⟨

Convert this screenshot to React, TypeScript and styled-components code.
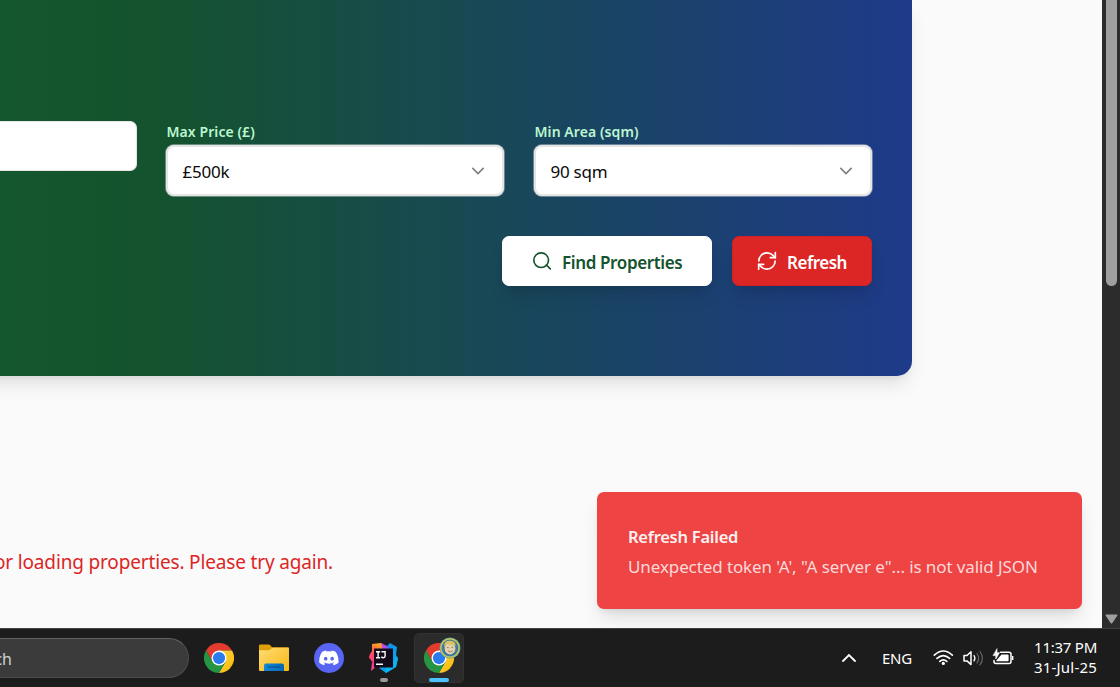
import React from 'react';
import styled, { createGlobalStyle } from 'styled-components';

const GlobalStyle = createGlobalStyle`
  * { box-sizing: border-box; }
  html, body { margin: 0; padding: 0; overflow: hidden; }
  body { font-family: 'Segoe UI', 'Noto Sans', 'Open Sans', sans-serif; }
`;

const Screen = styled.div`
  position: relative;
  width: 1120px;
  height: 687px;
  overflow: hidden;
  display: flex;
  flex-direction: column;
`;

const Browser = styled.div`
  display: flex;
  height: 628px;
`;

const Page = styled.main`
  width: 1102px;
  height: 628px;
  overflow: hidden;
  background: #fafafa;
`;

const Scrollbar = styled.div`
  width: 18px;
  background: #2c2c2c;
  display: flex;
  flex-direction: column;
  justify-content: space-between;
  align-items: center;
  padding-bottom: 4px;
`;

const Thumb = styled.div`
  width: 11px;
  height: 286px;
  margin-left: 1px;
  border-radius: 0 0 6px 6px;
  background: #9f9f9f;
`;

const Hero = styled.section`
  width: 952px;
  height: 376px;
  margin-left: -40px;
  border-radius: 0 0 15px 0;
  background: linear-gradient(to right, #166534 -570px, #14532d 191px, #1e3a8a 952px);
  box-shadow: 0 12px 19px -4px rgba(0, 0, 0, 0.1), 0 5px 8px -5px rgba(0, 0, 0, 0.1);
  padding: 121px 39px 0 40px;
`;

const Fields = styled.div`
  display: flex;
  gap: 28px;
  height: 77px;
`;

const TextInput = styled.div`
  width: 137px;
  height: 50px;
  background: #fff;
  border: 1px solid #e5e5e5;
  border-left: 0;
  border-radius: 0 7px 7px 0;
`;

const Field = styled.div`
  width: 340px;
`;

const T = styled.span<{ $size: number; $ls?: number; $weight?: number; $lh?: number; $color?: string }>`
  display: block;
  white-space: pre;
  font-size: ${p => p.$size}px;
  letter-spacing: ${p => p.$ls ?? 0}px;
  font-weight: ${p => p.$weight ?? 400};
  line-height: ${p => p.$lh ?? 20}px;
  color: ${p => p.$color ?? 'inherit'};
`;

const Label = styled(T)`
  margin: 0 0 2px 1.5px;
  padding-top: 1px;
`;

const Select = styled.div`
  height: 53px;
  border: 1px solid rgba(229, 229, 229, 0.4);
  border-radius: 9px;
  background: #fff;
  background-clip: padding-box;
  box-shadow: inset 0 0 0 2px #e5e5e5;
  display: flex;
  align-items: center;
  justify-content: space-between;
  padding: 0 18px 0 16.5px;
  ${T} { padding-top: 3px; }
`;

const Actions = styled.div`
  display: flex;
  justify-content: flex-end;
  gap: 20px;
  padding: 38px 1px 0 0;
`;

const Button = styled.div<{ $w: number; $pad: number; $bg: string; $fg: string; $edge: string }>`
  width: ${p => p.$w}px;
  height: 50px;
  padding-left: ${p => p.$pad}px;
  display: flex;
  align-items: center;
  border-radius: 7px;
  border: 1px solid ${p => p.$edge};
  background: ${p => p.$bg};
  color: ${p => p.$fg};
  box-shadow: 0 12px 19px -4px rgba(0, 0, 0, 0.12), 0 5px 8px -5px rgba(0, 0, 0, 0.1);
  svg { margin-right: 10px; flex: none; }
  ${T} { padding-top: 3px; }
`;

const Lower = styled.div`
  display: flex;
  justify-content: space-between;
  align-items: flex-start;
  padding: 116px 20px 0 0;
`;

const ErrorText = styled.div`
  width: 333px;
  margin-top: 56px;
  display: flex;
  justify-content: flex-end;
`;

const Toast = styled.div`
  width: 485px;
  height: 117px;
  padding: 32px 31px;
  border-radius: 7px;
  background: #ef4444;
  box-shadow: 0 12px 19px -4px rgba(0, 0, 0, 0.12), 0 5px 8px -5px rgba(0, 0, 0, 0.12);
`;

const Taskbar = styled.footer`
  height: 59px;
  background: #1c1c1c;
  border-top: 1px solid #414141;
  display: flex;
  align-items: center;
  color: #fff;
`;

const SearchBox = styled.div`
  width: 189px;
  height: 40px;
  border-radius: 0 20px 20px 0;
  background: #3b3b3b;
  border: 1px solid #4c4c4c;
  border-top-color: #626262;
  border-left: 0;
  display: flex;
  align-items: center;
`;

const SearchText = styled.div`
  width: 12px;
  padding-top: 2px;
  display: flex;
  justify-content: flex-end;
`;

const Apps = styled.div`
  display: flex;
  gap: 5px;
  margin-left: 5px;
`;

const AppTile = styled.div<{ $active?: boolean }>`
  position: relative;
  width: 50px;
  height: 50px;
  border-radius: 5px;
  display: flex;
  align-items: center;
  justify-content: center;
  background: ${p => (p.$active ? '#2b2b2b' : 'transparent')};
  border: 1px solid ${p => (p.$active ? '#323232' : 'transparent')};
`;

const Indicator = styled.i<{ $w: number; $c: string }>`
  position: absolute;
  bottom: 0;
  left: ${p => (48 - p.$w) / 2}px;
  width: ${p => p.$w}px;
  height: 4px;
  border-radius: 2px;
  background: ${p => p.$c};
`;

const Avatar = styled.svg`
  position: absolute;
  top: 3px;
  left: 24px;
`;

const Tray = styled.div`
  margin-left: auto;
  display: flex;
  align-items: center;
  padding-right: 23px;
`;

const Language = styled(T)`
  margin: 0 21px 0 25px;
`;

const Clock = styled.div`
  margin-left: 19px;
  margin-top: -3px;
  display: flex;
  flex-direction: column;
  align-items: flex-end;
`;

const Chevron = () => (
  <svg width="16" height="16" viewBox="0 0 16 16" fill="none" stroke="#7b7c80" strokeWidth="1.5">
    <path d="M2.3 4.9 8 10.6l5.7-5.7" />
  </svg>
);

const SearchIcon = () => (
  <svg width="20" height="20" viewBox="0 0 24 24" fill="none" stroke="currentColor" strokeWidth="2" strokeLinecap="round" strokeLinejoin="round">
    <circle cx="11" cy="11" r="8.8" />
    <path d="m22 21.5-4.7-4.7" />
  </svg>
);

const RefreshIcon = () => (
  <svg width="20" height="20" viewBox="0 0 24 24" fill="none" stroke="currentColor" strokeWidth="2" strokeLinecap="round" strokeLinejoin="round">
    <path d="M2.2 12a9.8 9.8 0 0 1 9.8-9.8 10.5 10.5 0 0 1 7.2 3L22 8" />
    <path d="M22 2v6h-6" />
    <path d="M21.8 12a9.8 9.8 0 0 1-9.8 9.8 10.5 10.5 0 0 1-7.2-3L2 16" />
    <path d="M8 16H2v6" />
  </svg>
);

const ChromeIcon = () => (
  <svg width="30" height="30" viewBox="0 0 48 48">
    <defs>
      <linearGradient id="cy" x1="0" y1="0" x2="1" y2="1"><stop offset="0" stopColor="#ffd54a" /><stop offset="1" stopColor="#f8b800" /></linearGradient>
    </defs>
    <path d="M24 12h20.8A24 24 0 0 0 3.2 12l10.4 18z" fill="#e33b2e" />
    <path d="M34.4 30 24 48A24 24 0 0 0 44.8 12H24z" fill="url(#cy)" />
    <path d="M13.6 30 3.2 12A24 24 0 0 0 24 48l10.4-18z" fill="#259544" />
    <circle cx="24" cy="24" r="12" fill="#fff" />
    <circle cx="24" cy="24" r="9.8" fill="#2a7bee" />
  </svg>
);

const FolderIcon = () => (
  <svg width="30" height="28" viewBox="0 0 30 28">
    <defs>
      <linearGradient id="fy" x1="0" y1="0" x2="1" y2="1"><stop offset="0" stopColor="#ffdc73" /><stop offset="1" stopColor="#f8b816" /></linearGradient>
      <linearGradient id="fb" x1="0" y1="0" x2="1" y2="0"><stop offset="0" stopColor="#1489d5" /><stop offset="1" stopColor="#0067b8" /></linearGradient>
    </defs>
    <path d="M0 1.5Q0 .5 1 .5h8.5q1 0 2 1L13 3.3h16q1 0 1 1V10H0z" fill="#dda006" />
    <path d="M0 6.2h9q1.5 0 2.5-.9l.8-.8q.8-.7 2-.7H29q1 0 1 1V26q0 1-1 1H1q-1 0-1-1z" fill="url(#fy)" />
    <path d="M5 27v-5.500q0-2 2-2h16q2 0 2 2V27z" fill="url(#fb)" />
    <rect x="8.5" y="22.5" width="13" height="1.1" rx=".5" fill="#084f86" />
  </svg>
);

const DiscordIcon = () => (
  <svg width="30" height="30" viewBox="0 0 30 30">
    <circle cx="15" cy="15" r="15" fill="#5865f2" />
    <g transform="translate(5.2 5.2) scale(.81)">
      <path fill="#fff" d="M20.317 4.37a19.79 19.79 0 0 0-4.885-1.515c-.21.376-.455.88-.623 1.275a18.3 18.3 0 0 0-5.618 0A13 13 0 0 0 8.56 2.855 19.7 19.7 0 0 0 3.68 4.37C.533 9.046-.32 13.58.1 18.057a19.9 19.9 0 0 0 5.993 3.03c.49-.66.91-1.36 1.27-2.08a12.8 12.8 0 0 1-1.92-.92l.47-.37c3.9 1.83 8.2 1.83 12.1 0l.47.37c-.61.36-1.25.67-1.92.92.36.72.78 1.42 1.27 2.08a19.8 19.8 0 0 0 6-3.03c.5-5.18-.84-9.67-3.52-13.69zM8.02 15.33c-1.18 0-2.16-1.09-2.16-2.42s.96-2.42 2.16-2.42c1.21 0 2.18 1.1 2.16 2.42 0 1.33-.95 2.42-2.16 2.42zm7.97 0c-1.18 0-2.15-1.09-2.15-2.42s.95-2.42 2.15-2.42c1.22 0 2.18 1.1 2.16 2.42 0 1.33-.94 2.42-2.16 2.42z" />
    </g>
  </svg>
);

const JetIcon = () => (
  <svg width="32" height="32" viewBox="0 0 32 32">
    <defs>
      <linearGradient id="jp" x1=".6" y1="0" x2=".4" y2="1"><stop offset="0" stopColor="#ffb01e" /><stop offset=".35" stopColor="#ff5a50" /><stop offset=".65" stopColor="#ff3487" /><stop offset="1" stopColor="#f04a9a" /></linearGradient>
      <linearGradient id="jb" x1="0" y1="0" x2="1" y2="1"><stop offset="0" stopColor="#3475f4" /><stop offset=".5" stopColor="#079be9" /><stop offset="1" stopColor="#08bdf4" /></linearGradient>
    </defs>
    <path d="m4 2 9-1 5 3v6l-3 17-6-3-6 5 1-8 1-2-4-3 1-4 2-3z" fill="url(#jp)" />
    <path d="m1 14 6-3v6l-3 3z" fill="#ff466f" />
    <path d="m13 1 6 3 3 4h-7z" fill="#b348f5" />
    <path d="m22 1 7 4-1 8 2 3-2 9-10 6-7-5 9-4V7l-1-3z" fill="url(#jb)" />
    <path d="m18 25 8-7 4-2-2 9-10 6z" fill="#0ab3ef" />
    <rect x="6" y="6.5" width="19" height="19" fill="#130b1c" />
    <path d="M8 9.7h4.2M8 15.7h4.2M10.100 9.7v6M13.500 9.7h3.600v4.400q0 1.700-1.800 1.700-1.100 0-1.900-1M8 22.300h7" fill="none" stroke="#fff" strokeWidth="1.4" />
  </svg>
);

const Face = () => (
  <Avatar width="22" height="22" viewBox="0 0 22 22">
    <circle cx="11" cy="11" r="10.5" fill="#5ba5ae" />
    <circle cx="11" cy="11" r="9.2" fill="none" stroke="#d5c744" strokeWidth="1.2" />
    <circle cx="11" cy="11" r="8.2" fill="#477a98" />
    <path d="M4.5 16q6-4 13 0-6.500 5-13 0" fill="#3a6fa8" />
    <ellipse cx="11" cy="11.4" rx="5.400" ry="6" fill="#e3d0ac" />
    <path d="M5.300 10Q4.500 4 10 3.700q6-.6 6.800 5L15 7.800q-5 1-7-1.500z" fill="#ddc45a" />
    <path d="M8 10.600h1.700M12.500 10.400h1.700M9 14q2.500 2 4.500-.2" fill="none" stroke="#85704c" strokeWidth=".8" />
  </Avatar>
);

const TrayIcons = () => (
  <svg width="82" height="24" viewBox="0 0 82 24" fill="none" stroke="#fff" strokeLinecap="round" strokeLinejoin="round">
    <g strokeWidth="1.6">
      <path d="M1.3 9.2q9-8.400 18 0M4 12.400q6.300-5.700 12.600 0M6.800 15.400q3.500-3 7 0" />
      <circle cx="10.3" cy="17.4" r="1.6" fill="#fff" stroke="none" />
    </g>
    <path d="M31 9.500h3l4-3.700v12.800l-4-3.700h-3z" strokeWidth="1.5" />
    <path d="M41 9.500q1.800 2.700 0 5.400" strokeWidth="1.3" />
    <path d="M44 7.500q3.400 4.700 0 9.400M47 5.500q4.800 6.700 0 13.400" stroke="#666" strokeWidth="1.2" />
    <path d="M67.500 6.200H76a2 2 0 0 1 2 2v7.400a2 2 0 0 1-2 2H63a2 2 0 0 1-2-2v-1" strokeWidth="1.5" />
    <path d="M68.500 8.500h6.100q1 0 1 1v4.800q0 1-1 1h-11q-.7 0-.3-.8z" fill="#fff" stroke="none" />
    <path d="M79 10h1.400v4H79z" fill="#fff" stroke="none" />
    <path d="M64 3v3.700h2.500L62.800 13V9.600h-2.500z" fill="#fff" strokeWidth=".6" />
  </svg>
);

export default function App() {
  return (
    <Screen>
      <GlobalStyle />
      <Browser>
        <Page>
          <Hero>
            <Fields>
              <TextInput />
              <Field>
                <Label $size={14} $ls={0.08} $weight={600} $lh={20} $color="#bbf7d0">Max Price (£)</Label>
                <Select><T $size={17} $ls={-0.25} $color="#0a0a0a">£500k</T><Chevron /></Select>
              </Field>
              <Field>
                <Label $size={14} $ls={0.08} $weight={600} $lh={20} $color="#bbf7d0">Min Area (sqm)</Label>
                <Select><T $size={17} $ls={-0.25} $color="#0a0a0a">90 sqm</T><Chevron /></Select>
              </Field>
            </Fields>
            <Actions>
              <Button $w={210} $pad={29} $bg="#fff" $fg="#14532d" $edge="#fff">
                <SearchIcon /><T $size={17} $ls={-0.37} $weight={600}>Find Properties</T>
              </Button>
              <Button $w={140} $pad={24} $bg="#dc2626" $fg="#fff" $edge="#d02222">
                <RefreshIcon /><T $size={17} $ls={-0.5} $weight={600}>Refresh</T>
              </Button>
            </Actions>
          </Hero>
          <Lower>
            <ErrorText><T $size={19} $ls={-0.16} $lh={28} $color="#dc2626">Error loading properties. Please try again.</T></ErrorText>
            <Toast>
              <T $size={16.5} $ls={-0.25} $weight={600} $lh={25} $color="#fef2f2">Refresh Failed</T>
              <T $size={17} $ls={-0.1} $lh={36} $color="#fcd9d9">{`Unexpected token 'A', "A server e"... is not valid JSON`}</T>
            </Toast>
          </Lower>
        </Page>
        <Scrollbar>
          <Thumb />
          <svg width="13" height="10" viewBox="0 0 13 10"><path d="M1.4.5h10.2q1.3 0 .6 1.2L7.4 9q-.9 1-1.8 0L.8 1.7Q.1.5 1.4.5z" fill="#9f9f9f" /></svg>
        </Scrollbar>
      </Browser>
      <Taskbar>
        <SearchBox><SearchText><T $size={16} $color="#cfcfcf">ch</T></SearchText></SearchBox>
        <Apps>
          <AppTile><ChromeIcon /></AppTile>
          <AppTile><FolderIcon /></AppTile>
          <AppTile><DiscordIcon /></AppTile>
          <AppTile><JetIcon /><Indicator $w={8} $c="#9a9a9a" /></AppTile>
          <AppTile $active><ChromeIcon /><Face /><Indicator $w={20} $c="#4cc2ff" /></AppTile>
        </Apps>
        <Tray>
          <svg width="16" height="16" viewBox="0 0 16 16" fill="none" stroke="#fff" strokeWidth="1.8" strokeLinecap="round"><path d="m2 11 6-6 6 6" /></svg>
          <Language $size={15} $ls={-0.2}>ENG</Language>
          <TrayIcons />
          <Clock>
            <T $size={15} $ls={-0.25}>11:37 PM</T>
            <T $size={15} $ls={0.2}>31-Jul-25</T>
          </Clock>
        </Tray>
      </Taskbar>
    </Screen>
  );
}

⟩

_Exercise aim_
Pick out every line above that contains the word "React" and copy it.

_The result_
Convert this screenshot to React, TypeScript and styled-components code.
import React from 'react';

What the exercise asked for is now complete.